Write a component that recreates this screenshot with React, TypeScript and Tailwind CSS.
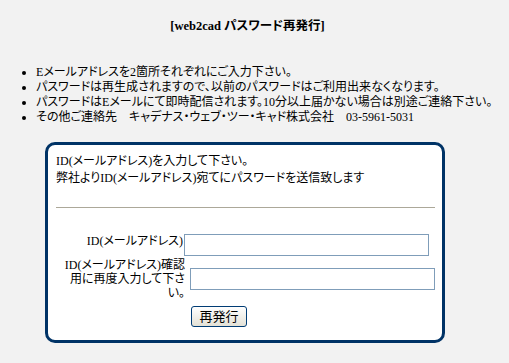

* * *

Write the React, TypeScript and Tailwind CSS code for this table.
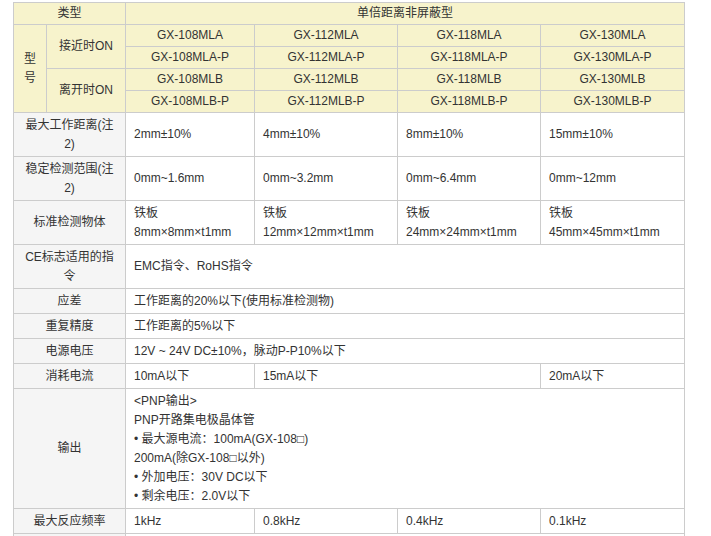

==

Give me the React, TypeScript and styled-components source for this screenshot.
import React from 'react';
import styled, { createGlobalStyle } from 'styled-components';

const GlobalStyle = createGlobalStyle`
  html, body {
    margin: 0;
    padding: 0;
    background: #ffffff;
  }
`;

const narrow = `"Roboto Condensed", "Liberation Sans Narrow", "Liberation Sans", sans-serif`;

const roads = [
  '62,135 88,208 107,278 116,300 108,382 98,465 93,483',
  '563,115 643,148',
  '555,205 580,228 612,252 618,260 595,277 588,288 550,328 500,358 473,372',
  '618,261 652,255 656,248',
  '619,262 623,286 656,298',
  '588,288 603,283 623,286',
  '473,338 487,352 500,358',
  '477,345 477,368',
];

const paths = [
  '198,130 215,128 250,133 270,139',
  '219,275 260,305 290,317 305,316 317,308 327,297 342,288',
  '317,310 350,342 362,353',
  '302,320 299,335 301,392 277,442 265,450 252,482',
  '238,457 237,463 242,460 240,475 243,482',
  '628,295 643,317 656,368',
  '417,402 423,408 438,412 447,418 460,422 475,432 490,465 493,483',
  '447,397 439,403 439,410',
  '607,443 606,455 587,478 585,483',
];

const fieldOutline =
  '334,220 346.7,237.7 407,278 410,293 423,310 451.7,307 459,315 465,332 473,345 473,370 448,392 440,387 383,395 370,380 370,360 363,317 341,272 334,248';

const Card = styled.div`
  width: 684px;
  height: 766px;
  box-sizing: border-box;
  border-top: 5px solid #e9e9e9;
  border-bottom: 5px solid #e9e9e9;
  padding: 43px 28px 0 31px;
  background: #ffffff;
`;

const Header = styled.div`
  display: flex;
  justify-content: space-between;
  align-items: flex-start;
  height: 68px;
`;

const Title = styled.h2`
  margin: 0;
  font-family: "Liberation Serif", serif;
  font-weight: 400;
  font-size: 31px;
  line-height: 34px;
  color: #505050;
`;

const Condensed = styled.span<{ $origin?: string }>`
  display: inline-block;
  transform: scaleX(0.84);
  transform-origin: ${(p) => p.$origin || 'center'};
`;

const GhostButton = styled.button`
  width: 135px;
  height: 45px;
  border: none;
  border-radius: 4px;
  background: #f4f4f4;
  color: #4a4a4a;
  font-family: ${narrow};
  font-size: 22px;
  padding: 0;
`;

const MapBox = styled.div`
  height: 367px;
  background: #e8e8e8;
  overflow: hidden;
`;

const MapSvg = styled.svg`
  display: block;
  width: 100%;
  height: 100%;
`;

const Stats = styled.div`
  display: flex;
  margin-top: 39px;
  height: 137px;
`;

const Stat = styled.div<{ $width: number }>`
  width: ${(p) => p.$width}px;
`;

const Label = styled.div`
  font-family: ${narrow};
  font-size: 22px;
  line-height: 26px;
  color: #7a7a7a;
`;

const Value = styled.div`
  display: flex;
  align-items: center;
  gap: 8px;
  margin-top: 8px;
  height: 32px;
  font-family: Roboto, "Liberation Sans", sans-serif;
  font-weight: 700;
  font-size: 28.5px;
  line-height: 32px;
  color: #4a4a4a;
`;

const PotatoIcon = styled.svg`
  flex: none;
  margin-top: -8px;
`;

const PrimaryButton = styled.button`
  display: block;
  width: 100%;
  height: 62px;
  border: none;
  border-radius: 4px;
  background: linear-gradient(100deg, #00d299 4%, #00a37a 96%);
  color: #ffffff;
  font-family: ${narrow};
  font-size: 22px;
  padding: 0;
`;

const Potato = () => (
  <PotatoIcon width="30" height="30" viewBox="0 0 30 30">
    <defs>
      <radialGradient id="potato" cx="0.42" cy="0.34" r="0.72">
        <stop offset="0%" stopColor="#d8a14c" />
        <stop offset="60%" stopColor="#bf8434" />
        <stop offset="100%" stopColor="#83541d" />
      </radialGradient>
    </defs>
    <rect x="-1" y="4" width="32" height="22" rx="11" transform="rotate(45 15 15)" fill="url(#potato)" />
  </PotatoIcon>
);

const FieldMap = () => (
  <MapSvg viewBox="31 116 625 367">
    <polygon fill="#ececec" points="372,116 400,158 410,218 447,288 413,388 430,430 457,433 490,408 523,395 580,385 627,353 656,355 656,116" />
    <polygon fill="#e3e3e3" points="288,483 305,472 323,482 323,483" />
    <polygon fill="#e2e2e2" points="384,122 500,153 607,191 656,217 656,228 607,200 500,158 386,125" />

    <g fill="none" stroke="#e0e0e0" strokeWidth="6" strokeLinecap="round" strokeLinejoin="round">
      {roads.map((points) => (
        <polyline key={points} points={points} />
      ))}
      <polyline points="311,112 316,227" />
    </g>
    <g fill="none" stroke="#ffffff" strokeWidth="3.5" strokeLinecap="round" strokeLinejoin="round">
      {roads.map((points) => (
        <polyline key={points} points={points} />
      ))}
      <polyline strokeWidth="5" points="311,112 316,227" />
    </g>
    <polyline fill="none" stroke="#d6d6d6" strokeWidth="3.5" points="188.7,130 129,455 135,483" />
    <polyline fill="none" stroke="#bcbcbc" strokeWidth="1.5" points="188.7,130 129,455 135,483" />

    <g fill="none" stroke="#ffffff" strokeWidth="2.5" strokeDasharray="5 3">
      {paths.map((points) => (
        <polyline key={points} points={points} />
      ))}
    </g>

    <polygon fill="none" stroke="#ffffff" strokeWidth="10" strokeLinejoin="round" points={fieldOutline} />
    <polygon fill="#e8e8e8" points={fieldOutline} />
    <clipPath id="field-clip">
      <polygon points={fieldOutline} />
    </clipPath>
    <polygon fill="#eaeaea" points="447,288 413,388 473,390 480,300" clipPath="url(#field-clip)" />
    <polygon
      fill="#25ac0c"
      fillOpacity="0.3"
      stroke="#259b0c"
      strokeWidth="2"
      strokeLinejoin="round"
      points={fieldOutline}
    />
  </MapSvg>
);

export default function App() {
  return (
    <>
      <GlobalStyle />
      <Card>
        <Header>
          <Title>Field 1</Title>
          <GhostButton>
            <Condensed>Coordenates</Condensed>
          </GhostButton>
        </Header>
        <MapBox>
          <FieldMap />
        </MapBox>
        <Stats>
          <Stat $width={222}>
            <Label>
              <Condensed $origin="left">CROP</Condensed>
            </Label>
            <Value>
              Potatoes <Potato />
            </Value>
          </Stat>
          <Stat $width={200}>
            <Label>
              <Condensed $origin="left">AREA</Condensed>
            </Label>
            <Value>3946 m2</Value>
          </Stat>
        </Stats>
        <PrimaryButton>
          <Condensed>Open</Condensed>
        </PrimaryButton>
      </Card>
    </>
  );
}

Instruction ->
Look through the records and gather every line containing "components".

Written answer ->
Give me the React, TypeScript and styled-components source for this screenshot.
import styled, { createGlobalStyle } from 'styled-components';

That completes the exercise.